PSyclone [nemo] add support for ACCEnterDataTrans

Currently ACCEnterDataTrans is only supported for the GOcean API. We will need it for the NEMO API if we are to generate efficient OpenACC code.

Mar 01 '19 16:03 arporter

I've realised after talking with Rupert that this isn't going to be as easy as I first thought so I'm doing some manual experiments with enter/exit data. So far I have:

program data_test
  implicit none
  logical :: psy_data_region = .False.
  real, allocatable :: my_array(:,:)

  allocate(my_array(10,10))
  my_array(:,:)= 0.0

  call sub1()
  call sub1()

  call sub2()
  call sub2()

  write(*,*) my_array(1,1)

contains

  subroutine sub1
    implicit none
    !$acc enter data if(.not. psy_data_region) copyin(my_array)
    psy_data_region = .TRUE.
    !$acc kernels
    my_array(:,:) = my_array(:,:) + 1.0
    !$acc end kernels

  end subroutine sub1
  subroutine sub2
    implicit none
    !$acc exit data if(psy_data_region) copyout(my_array)
    psy_data_region = .FALSE.
    my_array(:,:) = my_array(:,:) + 1.0
  end subroutine sub2
end program data_test

I had to add the psy_data_region var as otherwise I get errors if the reference count for my_array goes below 0. The problem with this is that I have to know that my_array is on the GPU in order to copy it off so that it can be accessed on the CPU. Perhaps I can use acc_is_present(my_array) for this?

Dec 16 '21 17:12 arporter

This is going pretty well but I've realised that I don't currently handle Call nodes correctly.

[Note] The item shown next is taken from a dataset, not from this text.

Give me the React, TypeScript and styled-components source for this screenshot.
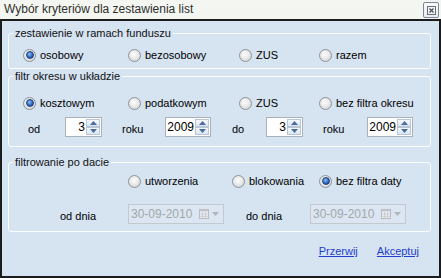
import React from 'react'
import styled, { createGlobalStyle } from 'styled-components'

const GlobalStyle = createGlobalStyle`
  html, body {
    margin: 0;
    padding: 0;
    width: 441px;
    height: 278px;
    overflow: hidden;
    font-family: "Liberation Sans", Arial, sans-serif;
  }
`

const Window = styled.div`
  width: 441px;
  height: 278px;
  display: flex;
  flex-direction: column;
  box-sizing: border-box;
  background: linear-gradient(#f4f7f1, #ebf1e9);
`

const TitleBar = styled.div`
  height: 19px;
  display: flex;
  align-items: center;
  justify-content: space-between;
  padding: 0 2px 0 4px;
  .title {
    font-size: 12px;
    color: #2e2e2e;
    line-height: 19px;
  }
`

const CloseBtn = styled.div`
  width: 16px;
  height: 16px;
  box-sizing: border-box;
  border: 1px solid #7c8896;
  border-radius: 2px;
  background: linear-gradient(#fafbfc, #e9edf1);
  display: flex;
  align-items: center;
  justify-content: center;
  margin-top: 1px;
`

const Body = styled.div`
  flex: 1;
  border: 2px solid #1c1c1c;
  background: #d6e3f1;
  padding: 5px 8px 0 6px;
  display: flex;
  flex-direction: column;
  font-size: 11px;
  color: #000;
`

const Group = styled.fieldset<{ $pt: number; $pb: number; $mt?: number }>`
  margin: ${p => p.$mt ?? 0}px 0 0 0;
  border: 1px solid #fbfdff;
  border-radius: 3px;
  padding: ${p => p.$pt}px 0 ${p => p.$pb}px 0;
  min-width: 0;
  display: flex;
  flex-direction: column;
`

const Legend = styled.legend`
  margin-left: 4px;
  padding: 0 2px;
  line-height: 14px;
  font-size: 11px;
  color: #111;
`

const RadioRow = styled.div<{ $cols: string }>`
  display: grid;
  grid-template-columns: ${p => p.$cols};
  padding-left: 14px;
  height: 16px;
  align-items: center;
`

const RadioItem = styled.label`
  display: flex;
  align-items: center;
  gap: 4px;
  white-space: nowrap;
  line-height: 14px;
`

const RadioDot = styled.span<{ $on?: boolean }>`
  width: 13px;
  height: 13px;
  box-sizing: border-box;
  border-radius: 50%;
  border: 1px solid #8e9297;
  background: radial-gradient(circle at 45% 40%, #ffffff 0%, #e9e9e9 45%, #c9cbcd 100%);
  display: flex;
  align-items: center;
  justify-content: center;
  &::after {
    content: '';
    display: ${p => (p.$on ? 'block' : 'none')};
    width: 6px;
    height: 6px;
    border-radius: 50%;
    border: 1px solid #1d3f7e;
    background: radial-gradient(circle at 40% 35%, #8fc0f0 0%, #2f6bc7 55%, #163e8a 100%);
  }
`

const FieldRow = styled.div<{ $cols: string; $pl: number; $mt: number }>`
  display: grid;
  grid-template-columns: ${p => p.$cols};
  padding-left: ${p => p.$pl}px;
  margin-top: ${p => p.$mt}px;
  height: 20px;
  align-items: center;
`

const FieldLabel = styled.span`
  padding-top: 3px;
  line-height: 14px;
  white-space: nowrap;
`

const SpinBox = styled.div<{ $w: number }>`
  width: ${p => p.$w}px;
  height: 20px;
  box-sizing: border-box;
  border: 1px solid #a9b1bb;
  background: #fff;
  display: flex;
  justify-self: start;
  .value {
    flex: 1;
    text-align: right;
    line-height: 18px;
    font-size: 12px;
    padding-right: 1px;
  }
  .arrows {
    width: 14px;
    display: flex;
    flex-direction: column;
    padding: 1px 1px 1px 0;
    gap: 0;
  }
`

const SpinHalf = styled.div`
  flex: 1;
  border: 1px solid #b7c5d7;
  background: linear-gradient(#f4f8fc, #dbe6f2);
  display: flex;
  align-items: center;
  justify-content: center;
`

const DateBox = styled.div`
  width: 96px;
  height: 20px;
  box-sizing: border-box;
  border: 1px solid #c3c9d1;
  background: #dbe6f2;
  display: flex;
  align-items: center;
  justify-self: start;
  color: #a2a6ab;
  font-size: 12px;
  .text {
    flex: 1;
    padding-left: 2px;
    line-height: 18px;
  }
  .icons {
    display: flex;
    align-items: center;
    gap: 3px;
    padding-right: 4px;
  }
`

const Footer = styled.div`
  display: flex;
  justify-content: flex-end;
  gap: 19px;
  padding-right: 12px;
  margin-top: 12px;
`

const LinkBtn = styled.a`
  color: #1f3fcc;
  text-decoration: underline;
  line-height: 14px;
  font-size: 11px;
  cursor: pointer;
`

const Radio = ({ label, on }: { label: string; on?: boolean }) => (
  <RadioItem>
    <RadioDot $on={on} />
    {label}
  </RadioItem>
)

const Spinner = ({ value, w }: { value: string; w: number }) => (
  <SpinBox $w={w}>
    <div className='value'>{value}</div>
    <div className='arrows'>
      <SpinHalf>
        <svg width='7' height='4' viewBox='0 0 7 4'>
          <path d='M0 4 L3.5 0 L7 4 Z' fill='#4b6b9e' />
        </svg>
      </SpinHalf>
      <SpinHalf>
        <svg width='7' height='4' viewBox='0 0 7 4'>
          <path d='M0 0 L3.5 4 L7 0 Z' fill='#4b6b9e' />
        </svg>
      </SpinHalf>
    </div>
  </SpinBox>
)

const DatePicker = ({ value }: { value: string }) => (
  <DateBox>
    <span className='text'>{value}</span>
    <span className='icons'>
      <svg width='10' height='10' viewBox='0 0 10 10'>
        <rect x='0.5' y='0.5' width='9' height='9' fill='#eef1f4' stroke='#b5b9be' />
        <rect x='0.5' y='0.5' width='9' height='2' fill='#c3c7cc' />
        <path d='M3.5 3 V9.5 M6.5 3 V9.5 M0.5 5 H9.5 M0.5 7.3 H9.5' stroke='#c9cdd2' strokeWidth='1' />
      </svg>
      <svg width='7' height='4' viewBox='0 0 7 4'>
        <path d='M0 0 L3.5 4 L7 0 Z' fill='#b1b5ba' />
      </svg>
    </span>
  </DateBox>
)

const App = () => {
  return (
    <>
      <GlobalStyle />
      <Window>
        <TitleBar>
          <span className='title'>Wybór kryteriów dla zestawienia list</span>
          <CloseBtn>
            <svg width='9' height='9' viewBox='0 0 9 9'>
              <rect x='0.5' y='0.5' width='8' height='8' fill='none' stroke='#6a6f75' />
              <path d='M2.5 2.5 L6.5 6.5 M6.5 2.5 L2.5 6.5' stroke='#4a4f55' strokeWidth='1.2' />
            </svg>
          </CloseBtn>
        </TitleBar>
        <Body>
          <Group $pt={7} $pb={5}>
            <Legend>zestawienie w ramach funduszu</Legend>
            <RadioRow $cols='105px 111px 80px auto'>
              <Radio label='osobowy' on />
              <Radio label='bezosobowy' />
              <Radio label='ZUS' />
              <Radio label='razem' />
            </RadioRow>
          </Group>

          <Group $pt={12} $pb={9}>
            <Legend>filtr okresu w układzie</Legend>
            <RadioRow $cols='105px 111px 80px auto'>
              <Radio label='kosztowym' on />
              <Radio label='podatkowym' />
              <Radio label='ZUS' />
              <Radio label='bez filtra okresu' />
            </RadioRow>
            <FieldRow $cols='37px 57px 43px 67px 34px 57px 44px 46px' $pl={19} $mt={6}>
              <FieldLabel>od</FieldLabel>
              <Spinner value='3' w={37} />
              <FieldLabel>roku</FieldLabel>
              <Spinner value='2009' w={46} />
              <FieldLabel>do</FieldLabel>
              <Spinner value='3' w={37} />
              <FieldLabel>roku</FieldLabel>
              <Spinner value='2009' w={46} />
            </FieldRow>
          </Group>

          <Group $pt={4} $pb={7} $mt={8}>
            <Legend>filtrowanie po dacie</Legend>
            <RadioRow $cols='105px 104px 87px auto'>
              <span />
              <Radio label='utworzenia' />
              <Radio label='blokowania' />
              <Radio label='bez filtra daty' on />
            </RadioRow>
            <FieldRow $cols='68px 118px 64px 96px' $pl={51} $mt={15}>
              <FieldLabel>od dnia</FieldLabel>
              <DatePicker value='30-09-2010' />
              <FieldLabel>do dnia</FieldLabel>
              <DatePicker value='30-09-2010' />
            </FieldRow>
          </Group>

          <Footer>
            <LinkBtn>Przerwij</LinkBtn>
            <LinkBtn>Akceptuj</LinkBtn>
          </Footer>
        </Body>
      </Window>
    </>
  )
}

export default App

Currently we seem to identify all of the arguments as being read on the host (which, provided there are no expressions, they are not) and we don't recognise that they could have been written to on the GPU inside the call itself. Hence, we have to handle the passing of any variable to a call (other than a loop variable) as being a potential write on the GPU.

Dec 23 '21 12:12 arporter

The initial, simple solution to this is to always request that any data that is read on the CPU is pulled back from the GPU immediately beforehand. Similarly, any data that is written on the CPU is immediately pushed back to the GPU. With this strategy, the multi-kernel version of the tracer-advection benchmark compiles, runs and validates against the managed-memory version.

Dec 23 '21 15:12 arporter

Note that whiile I thought I could do !$acc update if(acc_is_present(my_var)) host(my_var) I got segmentation faults. However, it turns out that the update directive has the if_present clause which gives me precisely the functionality I wanted.

Dec 23 '21 15:12 arporter

@nmnobre this is the issue where I've been working on the explicit data transfers. The associated branch is 310_enter_data.

Jan 20 '22 16:01 arporter

It adds a new script (https://github.com/stfc/PSyclone/blob/310_enter_data/examples/nemo/scripts/kernels_explicit_data_mv_trans.py) that is the equivalent of kernels_trans.py but adds the data-movement directives too.

Jan 20 '22 16:01 arporter

Testing this with PSycloneBench/#80 reveals that handling local, automatic arrays with enter data doesn't work. Probably we should have create instead?

Mar 01 '22 11:03 arporter

From my perspective, these are the main outstanding issues:

Arrays of pointers, including allocatables, will need deep copies so the pointers are correctly attached. Fortunately, this has been supported since OpenACC 2.6 which means there's full support in the Nvidia compilers. Michael Wolfe has written a bit on the topic, see:
- Manual deep copies. Unfortunately, the implicit detach seems to have a bug... this was introduced somewhere between versions 21.1 and 21.7 of the Nvidia HPC SDK. I've filed this issue here;
- Full deep copies via -gpu=deepcopy. We can use this flag to circumvent the bug above but... Unfortunately, this solution is also not without problems. Indeed, whenever the derived type includes character arrays (in every case if larger than 16 bytes and, in some cases, even for smaller arrays - I suspect this happens when the compiler decides to have a pointer to said character array).
I wonder what happens when the target device is the multicore CPU running the host thread. Does the compiler add unnecessary copies from and to the same location (since memory is effectively shared)?
WRITE statements are rightly ignored for character literals, but we could safely do the same with all constant literals, arithmetical, logical and character;
Data updates after CPU writes are currently a bit too eager, could try to delay them till before a kernels construct or the end of the procedure.

Mar 11 '22 09:03 nmnobre

Manual deep copies. Unfortunately, the implicit detach seems to have a bug... this was introduced somewhere between versions 21.1 and 21.7 of the Nvidia HPC SDK. I've filed this issue here;

This issue has been fixed in version 22.5 of the Nvidia HPC SDK.

Jun 09 '22 08:06 nmnobre